Phenomena like the Ghost Dance are a part of what anthropologists call revitalization movements. Similar to millenarianism, revitalization movements generally spring up in times of extreme social unrest, such as colonialism, war, or government oppression of citizens or social groups. The purpose of the movement is to usher in a new type of society; restore social values that have been repressed or denied; or return life to the way it “used to be.” They generally involve a ritual component and special rules that are adhered to by the followers, and can sometimes manifest as cults. A modern example is the Heaven’s Gate cult, in which the followers believed that a spaceship was concealed in the tail of the Hale-Bopp comet and was coming to pick them up to take them to a better life away from Earth on a heaven-like planet. Unfortunately, validating your ticket to board this heavenly ship meant forsaking your life on Earth – via suicide. In 1997, 38 cult members dosed themselves with phenobarbitol, applesauce, and vodka, and left this earthly plane. I’m going to go ahead and assume that they did NOT make it to heaven’s gate.
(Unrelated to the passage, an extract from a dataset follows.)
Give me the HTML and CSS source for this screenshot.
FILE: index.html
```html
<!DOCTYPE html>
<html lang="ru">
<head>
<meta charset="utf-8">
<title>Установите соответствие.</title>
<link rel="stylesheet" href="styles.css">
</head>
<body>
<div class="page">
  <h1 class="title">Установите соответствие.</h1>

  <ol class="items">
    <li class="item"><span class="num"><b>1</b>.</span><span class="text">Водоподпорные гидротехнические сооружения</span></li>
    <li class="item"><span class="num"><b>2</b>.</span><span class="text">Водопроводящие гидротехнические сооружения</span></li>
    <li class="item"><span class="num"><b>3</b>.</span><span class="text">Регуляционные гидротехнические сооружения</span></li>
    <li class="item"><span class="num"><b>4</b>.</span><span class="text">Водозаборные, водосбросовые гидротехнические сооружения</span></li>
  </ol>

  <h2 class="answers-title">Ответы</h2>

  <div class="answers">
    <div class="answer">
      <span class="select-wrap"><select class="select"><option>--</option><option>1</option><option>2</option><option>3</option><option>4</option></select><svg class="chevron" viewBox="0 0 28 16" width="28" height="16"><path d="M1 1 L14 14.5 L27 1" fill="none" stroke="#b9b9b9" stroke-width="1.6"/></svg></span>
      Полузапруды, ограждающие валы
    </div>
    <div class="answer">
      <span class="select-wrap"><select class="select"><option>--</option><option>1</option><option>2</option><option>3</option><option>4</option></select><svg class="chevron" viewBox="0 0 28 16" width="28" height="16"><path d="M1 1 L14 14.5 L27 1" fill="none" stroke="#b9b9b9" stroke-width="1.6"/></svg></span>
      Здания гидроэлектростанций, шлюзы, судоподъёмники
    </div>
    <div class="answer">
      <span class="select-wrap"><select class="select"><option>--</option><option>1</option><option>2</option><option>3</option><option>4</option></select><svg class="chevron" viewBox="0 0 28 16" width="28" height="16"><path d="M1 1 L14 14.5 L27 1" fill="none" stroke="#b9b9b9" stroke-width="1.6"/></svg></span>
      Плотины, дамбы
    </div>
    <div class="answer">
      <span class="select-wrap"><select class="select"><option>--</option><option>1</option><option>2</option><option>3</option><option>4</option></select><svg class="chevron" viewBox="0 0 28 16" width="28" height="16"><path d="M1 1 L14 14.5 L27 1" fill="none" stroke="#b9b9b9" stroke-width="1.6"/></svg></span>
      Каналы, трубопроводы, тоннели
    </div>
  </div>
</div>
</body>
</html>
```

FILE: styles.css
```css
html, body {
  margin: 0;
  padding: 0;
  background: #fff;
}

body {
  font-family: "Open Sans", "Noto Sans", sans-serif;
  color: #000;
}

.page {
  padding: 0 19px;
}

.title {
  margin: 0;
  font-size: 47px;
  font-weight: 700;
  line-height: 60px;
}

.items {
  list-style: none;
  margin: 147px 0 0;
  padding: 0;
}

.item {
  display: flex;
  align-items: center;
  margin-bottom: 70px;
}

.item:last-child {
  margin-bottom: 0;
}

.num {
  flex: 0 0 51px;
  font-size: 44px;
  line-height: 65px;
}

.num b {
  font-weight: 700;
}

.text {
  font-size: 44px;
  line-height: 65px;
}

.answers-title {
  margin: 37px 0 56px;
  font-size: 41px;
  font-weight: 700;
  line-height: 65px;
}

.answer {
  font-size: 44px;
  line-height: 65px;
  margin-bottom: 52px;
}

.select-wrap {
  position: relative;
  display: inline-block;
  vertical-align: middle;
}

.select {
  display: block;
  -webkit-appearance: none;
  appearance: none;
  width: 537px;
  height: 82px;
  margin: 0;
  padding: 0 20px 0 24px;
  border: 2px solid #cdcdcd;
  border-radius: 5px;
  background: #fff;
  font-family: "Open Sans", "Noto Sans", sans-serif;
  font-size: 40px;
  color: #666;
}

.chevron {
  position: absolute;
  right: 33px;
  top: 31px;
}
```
Sometimes revitalization movements are successful. There’s an excellent argument that Christianity began as a revitalization movement. Unhappy with Roman rule, many citizens throughout the Roman empire looked to prophets who promised a better life; Jesus of Nazareth was just one of those prophets, but he turned out to be one of the few with tremendous staying power. He promised that by following his teachings, a better life could be had – both in this life AND in the next one. In fact, that is the trick of Christianity’s longevity: unlike the Ghost Dance, which promised change in this life, Jesus promised the ultimate reward in the heavenly afterlife. Why is that important? Because unlike the Ghost Dance, where people eventually began to realize that the change they sought was not coming, no one has returned from heaven to either refute or verify Jesus’ teachings – therefore, people can keep believing because there’s no one around to say otherwise. (I realize this is a gross oversimplification of Christianity overall, but I believe it is key to why it is still around after 2,000+ years; and the same is true for all religions that promise rewards after this life or in the next one.) What of more recent religions like Mormonism and Scientology, or even New Age spiritualism? I think there are at least some aspects of revitalization movements in all of them.
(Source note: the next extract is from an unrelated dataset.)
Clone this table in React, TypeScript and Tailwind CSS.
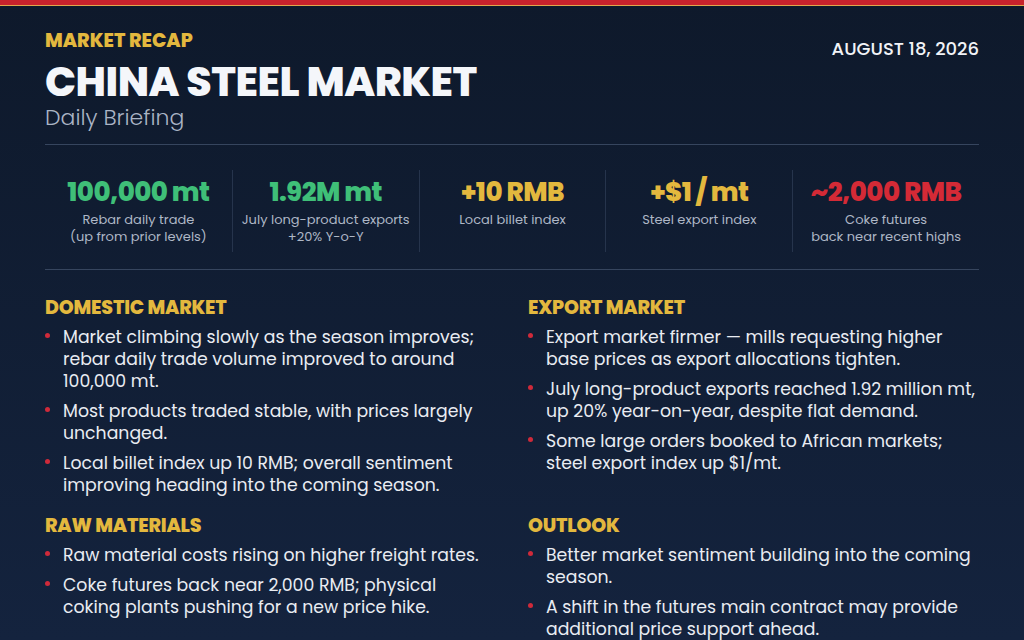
const stats = [
  { value: "100,000 mt", color: "text-[#3fbf78]", lines: ["Rebar daily trade", "(up from prior levels)"] },
  { value: "1.92M mt", color: "text-[#3fbf78]", lines: ["July long-product exports", "+20% Y-o-Y"] },
  { value: "+10 RMB", color: "text-[#e3b83e]", lines: ["Local billet index"] },
  { value: "+$1 / mt", color: "text-[#e3b83e]", lines: ["Steel export index"] },
  { value: "~2,000 RMB", color: "text-[#d42a36]", lines: ["Coke futures", "back near recent highs"] },
];

const sections = [
  {
    title: "DOMESTIC MARKET",
    items: [
      "Market climbing slowly as the season improves; rebar daily trade volume improved to around 100,000 mt.",
      "Most products traded stable, with prices largely unchanged.",
      "Local billet index up 10 RMB; overall sentiment improving heading into the coming season.",
    ],
  },
  {
    title: "EXPORT MARKET",
    items: [
      "Export market firmer — mills requesting higher base prices as export allocations tighten.",
      "July long-product exports reached 1.92 million mt, up 20% year-on-year, despite flat demand.",
      "Some large orders booked to African markets; steel export index up $1/mt.",
    ],
  },
  {
    title: "RAW MATERIALS",
    items: [
      "Raw material costs rising on higher freight rates.",
      "Coke futures back near 2,000 RMB; physical coking plants pushing for a new price hike.",
    ],
  },
  {
    title: "OUTLOOK",
    items: [
      "Better market sentiment building into the coming season.",
      "A shift in the futures main contract may provide additional price support ahead.",
    ],
  },
];

function Section({ title, items }: { title: string; items: string[] }) {
  return (
    <div>
      <h2 className="text-[19px] font-extrabold leading-[24px] tracking-[-0.2px] text-[#e3b83e]">{title}</h2>
      <ul className="mt-[6px] flex flex-col gap-[8px]">
        {items.map((t) => (
          <li key={t} className="flex text-[17.3px] leading-[22px] text-[#e9ecf2]">
            <span className="mr-[13px] mt-[7px] h-[5px] w-[5px] shrink-0 rounded-full bg-[#cf2a3a]" />
            <span>{t}</span>
          </li>
        ))}
      </ul>
    </div>
  );
}

export default function App() {
  return (
    <div className="flex h-[640px] w-[1024px] flex-col overflow-hidden bg-gradient-to-b from-[#0e192b] to-[#14233e] font-['Poppins','Open_Sans',sans-serif]">
      {/* top stripe */}
      <div className="h-[6px] bg-[#c8222c]" />
      <div className="h-[2px] bg-[#e2a64c]" />

      <div className="flex flex-1 flex-col px-[45px]">
        {/* header */}
        <header className="flex items-start justify-between pt-[24px]">
          <div>
            <div className="text-[19px] font-extrabold leading-[22px] text-[#e3b83e]">MARKET RECAP</div>
            <h1 className="mt-[8px] text-[41px] font-extrabold leading-[44px] tracking-[-0.5px] text-[#f4f6fa]">
              CHINA STEEL MARKET
            </h1>
            <div className="text-[22px] font-light leading-[28px] text-[#aab4c5]">Daily Briefing</div>
          </div>
          <div className="pt-[8px] text-[18px] font-medium leading-[22px] text-[#f1f3f7]">AUGUST 18, 2026</div>
        </header>

        <div className="mt-[12px] h-px bg-[#36455e]" />

        {/* stats */}
        <div className="grid grid-cols-5 pt-[25px] pb-[17px]">
          {stats.map((s, i) => (
            <div
              key={s.value}
              className={`flex h-[82px] flex-col items-center pt-[6px] text-center ${i > 0 ? "border-l border-[#26344c]" : ""}`}
            >
              <div className={`text-[26px] font-extrabold leading-[32px] tracking-[-0.5px] ${s.color}`}>{s.value}</div>
              <div className="mt-[3px] text-[13px] leading-[17px] text-[#aeb7c6]">
                {s.lines.map((l) => (
                  <div key={l}>{l}</div>
                ))}
              </div>
            </div>
          ))}
        </div>

        <div className="h-px bg-[#36455e]" />

        {/* sections */}
        <div className="grid grid-cols-2 gap-x-[32px] gap-y-[18px] pt-[26px]">
          {sections.map((s) => (
            <Section key={s.title} title={s.title} items={s.items} />
          ))}
        </div>
      </div>
    </div>
  );
}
I’ve been thinking a lot about revitalization movements recently, because I think it provides a basis for analyzing not just recent religious movements and cults but the sometimes hysterical and irrational adherence of people to their particular political ideologies. We are living in a time, believe it or not, that is actually safer and more peaceful than any other time in history (an idea explained in great detail by many authors, but to great effect by both Steven Pinker’s book The Better Angels of Our Nature and Michael Shermer’s bookThe Moral Arc). BUT (and it’s a big but): people feel less safe. We feel threatened by conflict and violence. We fear the loss of our most cherished values. We see economic inequality, a loss of stability, a lack of trust, an increase in terrorism, a deepening of racial and cultural divides, greater political differences, more apathy, more protesting, more rioting, more destruction, more fear… In short, we see the things that the Indians saw during colonialism and that the Jews saw under the Romans. So it comes as no surprise to me that, in this election season, some people’s adherence to their candidate’s values has taken on the quality of a revitalization movement. And I admit that I’m a partisan, but I feel that this is more evident amongst conservatives – and particularly among Donald Trump’s supporters. Without doubt, it also exists amongst the die-hard Bernie Sanders supporters, or the third-party supporters of Jill Stein (Green) and Gary Johnson (Libertarian), but it seems to have reached a fever pitch on the far right of the Republican party. And it makes sense: the very dictionary definition of conservative is “disposed to preserve existing conditions, institutions, etc., or to restore traditional ones, and to limit change.” And is that not exactly what Trump is proposing with his slogan, “Make America Great Again“? The Ghost Dance movement sought the same thing: a return to previous conditions.

I believe the revitalization movement concept also applies to terrorist groups such as ISIS (see here for other names for the group; some have started using the term Da’esh or Daesh specifically because ISIS doesn’t like it). Clearly, ISIS wants to see a different kind of world and intends to usher it in not through a dance or by committing suicide and boarding a spacecraft, but by terrorizing the world into accepting their extreme interpretation of Islam (one which, I am compelled to note, is not shared by the vast majority of Muslims). ISIS adherents tend to be disillusioned young men who feel ignored or unappreciated by their families, friends, and/or cultures, so they are easily drawn in to ISIS’ promise of a new and better life. I can’t think of a much better description of a revitalization movement.

So why all these revitalization movements now? Some of these ideas deserve posts of their own, but in general, I think there are a few things at play. For one, human groups tend to operate at maximum efficiency with maximum communal cooperation at the hunter-gatherer level, when everybody knows everybody else, and the survival of the group and the individual are inextricably intertwined (I wrote more about this idea, and the overall concept of cultural collapse, here). With global population fast approaching 7.5 billion people, the hunter-gatherer model is all but extinct (there are still foraging groups, but they are heavily influenced by the modernized world in which they live). Plus, as noted above, people are living in fear, and it’s a fear that I think is massively exacerbated by the internet and social media and the ease of global information exchange we now have. We hear about everything that happens now, good and bad, which leads to the mistaken assumption that bad things happen more than they actually do. Finally (and trust me, this paragraph is not meant to be exhaustive of all the potential causes of revitalization-movement-like behavior), we are living at a time of economic and social inequality that has not been seen for generations. Many, if not most, historical revitalization movements have arisen in similar times. Put all this together, and we have no reason to be surprised that it’s happening again.